| Setting | New data per step | Behavior policy | Failure mode |
|---|
| Online | Yes, from the current policy | Same as training policy | Sample efficiency only |
| Off-policy (online interaction) | Yes, from any policy | Different from training policy | Drift, partial corrections, DQN-style fixes work |
| Offline | No (dataset is fixed) | Different from training policy | Extrapolation error + Bellman amplification, naive Q-learning diverges |
Bellman target: target = r + gamma · max over a' of Q(s', a')
The max selects the action with the highest Q-value at the next state. In offline data:
- Some (state, action) pairs are in-distribution (the dataset has them).
- The rest are out-of-distribution (OOD). The function approximator extrapolates a Q-value for these.
If an OOD action has an inflated extrapolated Q-value (often the case, since the max is biased toward overestimates), the Bellman update at the previous state inherits that inflated value as its target. The inflation propagates backward. With no environment to provide the actual reward at the OOD action, the inflation persists and amplifies across training iterations. The Q-function diverges; the greedy policy prefers OOD actions; deployment performance is much worse than the behavior policy.
- Function approximation extrapolates without signal. Neural networks output a value for any input; there is no built-in uncertainty estimate that distinguishes “in-distribution” from “OOD.”

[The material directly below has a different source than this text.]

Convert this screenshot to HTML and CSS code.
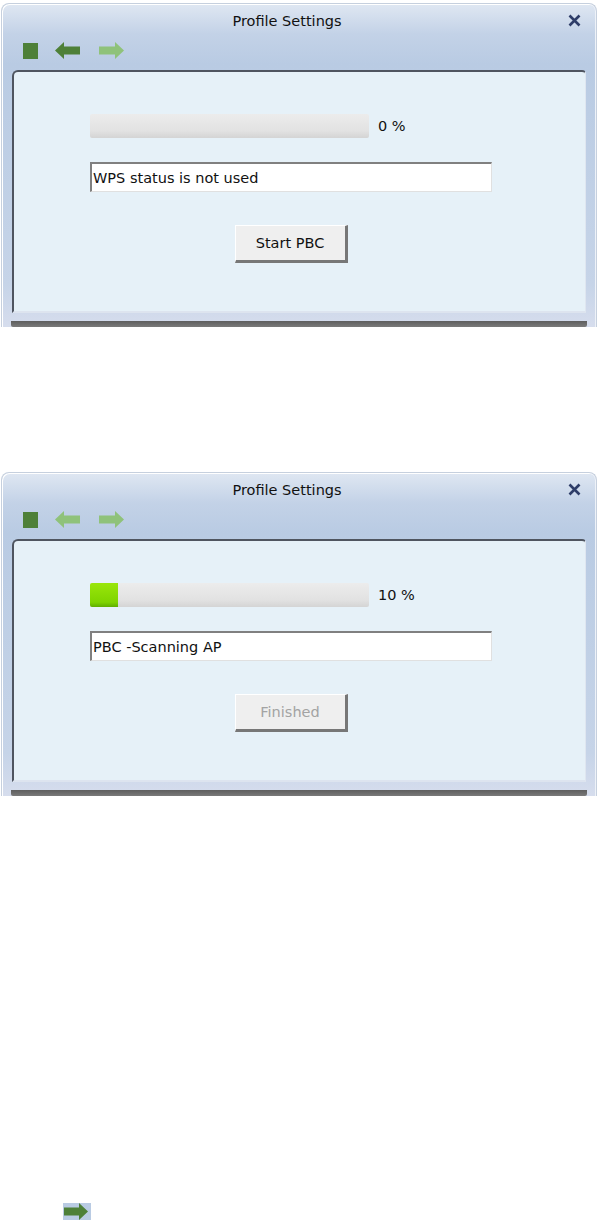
FILE: index.html
```html
<!DOCTYPE html>
<html lang="en">
<head>
    <meta charset="UTF-8">
    <title>Profile Settings - WPS</title>
    <link rel="stylesheet" href="styles.css">
</head>
<body>
    <div class="window">
        <div class="titlebar">
            <span class="title">Profile Settings</span>
            <svg class="close" width="13" height="13" viewBox="0 0 13 13"><path d="M1.5 1.5 L11.5 11.5 M11.5 1.5 L1.5 11.5" stroke="#2e3d68" stroke-width="2.6"/></svg>
        </div>
        <div class="toolbar">
            <span class="stop"></span>
            <svg class="arrow" width="26" height="17" viewBox="0 0 26 17"><path d="M0 8.5 L9 0 L9 4.5 L25 4.5 L25 12.5 L9 12.5 L9 17 Z" fill="#4e8038"/></svg>
            <svg class="arrow" width="26" height="17" viewBox="0 0 26 17"><path d="M26 8.5 L17 0 L17 4.5 L1 4.5 L1 12.5 L17 12.5 L17 17 Z" fill="#8fc27a"/></svg>
        </div>
        <div class="panel">
            <div class="wps">
                <div class="progress-row">
                    <div class="bar"></div>
                    <span class="percent">0 %</span>
                </div>
                <div class="status">WPS status is not used</div>
                <button class="btn">Start PBC</button>
            </div>
        </div>
        <div class="shadow"></div>
    </div>

    <div class="window second">
        <div class="titlebar">
            <span class="title">Profile Settings</span>
            <svg class="close" width="13" height="13" viewBox="0 0 13 13"><path d="M1.5 1.5 L11.5 11.5 M11.5 1.5 L1.5 11.5" stroke="#2e3d68" stroke-width="2.6"/></svg>
        </div>
        <div class="toolbar">
            <span class="stop"></span>
            <svg class="arrow" width="26" height="17" viewBox="0 0 26 17"><path d="M0 8.5 L9 0 L9 4.5 L25 4.5 L25 12.5 L9 12.5 L9 17 Z" fill="#8fc27a"/></svg>
            <svg class="arrow" width="26" height="17" viewBox="0 0 26 17"><path d="M26 8.5 L17 0 L17 4.5 L1 4.5 L1 12.5 L17 12.5 L17 17 Z" fill="#8fc27a"/></svg>
        </div>
        <div class="panel">
            <div class="wps">
                <div class="progress-row">
                    <div class="bar"><div class="fill" style="width: 10%"></div></div>
                    <span class="percent">10 %</span>
                </div>
                <div class="status">PBC -Scanning AP</div>
                <button class="btn" disabled>Finished</button>
            </div>
        </div>
        <div class="shadow"></div>
    </div>

    <div class="next-icon">
        <svg width="28" height="17" viewBox="0 0 28 17"><path d="M25 8.5 L16 0 L16 4.5 L1 4.5 L1 12.5 L16 12.5 L16 17 Z" fill="#4e8038"/></svg>
    </div>
</body>
</html>
```

FILE: styles.css
```css
body {
    margin: 0;
    background: #fff;
    font-family: "DejaVu Sans", Tahoma, sans-serif;
}
.window {
    width: 596px;
    margin: 3px 0 0 1px;
    padding: 0 10px;
    box-sizing: border-box;
    border: 1px solid #c6d0de;
    border-bottom: none;
    border-radius: 8px 8px 0 0;
    background: linear-gradient(#dfe7f2, #c3d2e7 30px, #b9cbe3 60px, #c6d4e8 280px, #d6dded);
    box-shadow: inset 1px 1px 0 #fff, inset -1px 0 0 #eef2f8;
}
.second {
    margin-top: 145px;
}
.titlebar {
    height: 27px;
    display: flex;
    align-items: center;
    justify-content: center;
    padding-right: 24px;
    position: relative;
}
.title {
    font-size: 14.5px;
    color: #111;
    margin-top: 6px;
}
.close {
    position: absolute;
    right: 5px;
    top: 10px;
}
.toolbar {
    height: 39px;
    display: flex;
    align-items: center;
    gap: 17px;
    padding-left: 11px;
}
.stop {
    width: 15px;
    height: 16px;
    background: #4e8038;
}
.panel {
    height: 243px;
    background: #e6f1f8;
    border-top: 2px solid #4f5560;
    border-left: 2px solid #4f5560;
    border-right: 1px solid #dfe6f0;
    border-bottom: 2px solid #dde4ef;
    border-radius: 6px 4px 0 0;
    padding: 42px 0 0 76px;
    box-sizing: border-box;
}
.shadow {
    height: 6px;
    margin: 8px -1px 0 -1px;
    background: linear-gradient(#5e5e5e, #7a7a7a);
    border-radius: 0 0 2px 2px;
}
.wps {
    width: 402px;
    display: flex;
    flex-direction: column;
}
.progress-row {
    display: flex;
    align-items: center;
    height: 24px;
}
.bar {
    width: 279px;
    height: 24px;
    background: linear-gradient(#ececec, #e2e2e2 70%, #d4d4d4);
    border-radius: 2px;
}
.fill {
    height: 100%;
    background: linear-gradient(#9ae60a, #7fd400 80%, #5fae00);
    border-radius: 2px 0 0 2px;
}
.percent {
    margin-left: 9px;
    font-size: 14.5px;
    color: #111;
}
.status {
    margin-top: 24px;
    height: 30px;
    box-sizing: border-box;
    background: #fff;
    border-top: 2px solid #808080;
    border-left: 2px solid #808080;
    border-right: 1px solid #e0e0e0;
    border-bottom: 1px solid #e0e0e0;
    font-size: 14.5px;
    line-height: 28px;
    padding-left: 1px;
    color: #111;
}
.btn {
    align-self: center;
    margin-top: 33px;
    width: 113px;
    height: 38px;
    background: #efefef;
    border: none;
    border-top: 1px solid #fff;
    border-left: 1px solid #fff;
    border-right: 3px solid #777;
    border-bottom: 3px solid #777;
    font-family: "DejaVu Sans", Tahoma, sans-serif;
    font-size: 14.5px;
    color: #111;
    padding: 0;
}
.btn:disabled {
    color: #a3a3a3;
}
.next-icon {
    width: 28px;
    height: 17px;
    margin: 407px 0 0 63px;
    background: #b9cbe3;
}
.next-icon svg {
    display: block;
}
```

- The max operator is biased toward overestimates. Whatever the network’s noise, the max picks the upper tail. Already known from double-Q’s motivation, now compounded by no online correction.
- Bellman propagation amplifies the error. An inflated value at one state becomes the Bellman target at the previous state, then the previous, and so on across iterations.
| Online correction channel | Open online? | Open offline? |
|---|
| Policy explores and observes true reward at inflated-Q action | Yes (epsilon-greedy and similar) | No (no acting allowed) |
| Replay buffer refreshes with current-policy distribution | Yes (FIFO eviction or prioritized) | No (dataset is fixed) |
| Bounded number of iterations between policy update and ground-truth feedback | Yes (a few rollouts later) | No (no feedback ever) |
Two-state, two-action MDP, gamma = 0.9:
| (state, action) | Reward | Next state | Dataset coverage |
|---|
| (s1, a1) | 0 | s2 | 80 of 100 |
| (s1, a2) | 0 | s1 | 20 of 100 |
| (s2, a1) | 1 | terminal | All s2 visits |
| (s2, a2) | -10 | terminal | NEVER observed |
Initial Q values 0; function approximator extrapolates Q(s2, a2) = 5.
| Quantity | Value |
|---|
| Behavior policy expected discounted return at s1 (γ=0.9, with the a2-at-s1 self-loop) | ≈ 0.878 |
| Optimal policy expected discounted return at s1 | 0.9 |
| Diverged Q-function: Q(s1, a1) | ~4.5 |
| Diverged Q-function: Q(s2, a2) | ~5 (extrapolated, never corrected) |
| Greedy policy expected discounted return at deployment (γ=0.9) | -9 |
| Gap (diverged policy vs behavior policy) | ≈ -9.878 |
| Property | Behavioral cloning | Naive offline Q-learning | Offline RL (L15) |
|---|
| Stays in-distribution | Yes (by construction) | No (max picks OOD) | Yes (by constraint or penalty) |
| Can exceed behavior policy | No (bounded by BC) | Sometimes catastrophically below | Yes (the design goal) |
| Reasons about value | No (pure supervised) | Yes (Bellman) | Yes (Bellman + constraint/penalty) |
| Practical complexity | Trivial | Trivial but broken | Moderate, well-defined |
| Approach | Mechanism | What it constrains |
|---|
| BCQ (Fujimoto et al. 2019) | Action-set constraint: policy only takes actions the behavior policy would have taken | Policy never queries Q at OOD actions |
| CQL (Kumar et al. 2020) | Conservative penalty: training objective penalizes high Q-values at OOD actions | Q-values at OOD actions are pushed down; max no longer selects them |
| IQL (Kostrikov et al. 2021) | Expectile regression: replaces max with an expectile estimate using only in-distribution actions | The Bellman target never references OOD actions |
- Conflating off-policy with offline (the textbook confusion)
- Believing a large dataset solves the problem (it does not, OOD-action surface scales with action space)
- Treating offline RL as supervised learning with reward (it is not, Bellman update is still active)
- Underestimating extrapolation error empirically (it may not appear in early iterations)
- Treating BC as automatic, when it is the explicit baseline an offline-RL deploy must beat
- Offline RL: fixed dataset, no further interaction. Strictly harder than off-policy RL.
- Naive Q-learning diverges via extrapolation error + Bellman amplification.
- BC is the safe-but-bounded baseline.
- L15 introduces BCQ / CQL / IQL as the three families that fix the failure by different mechanisms.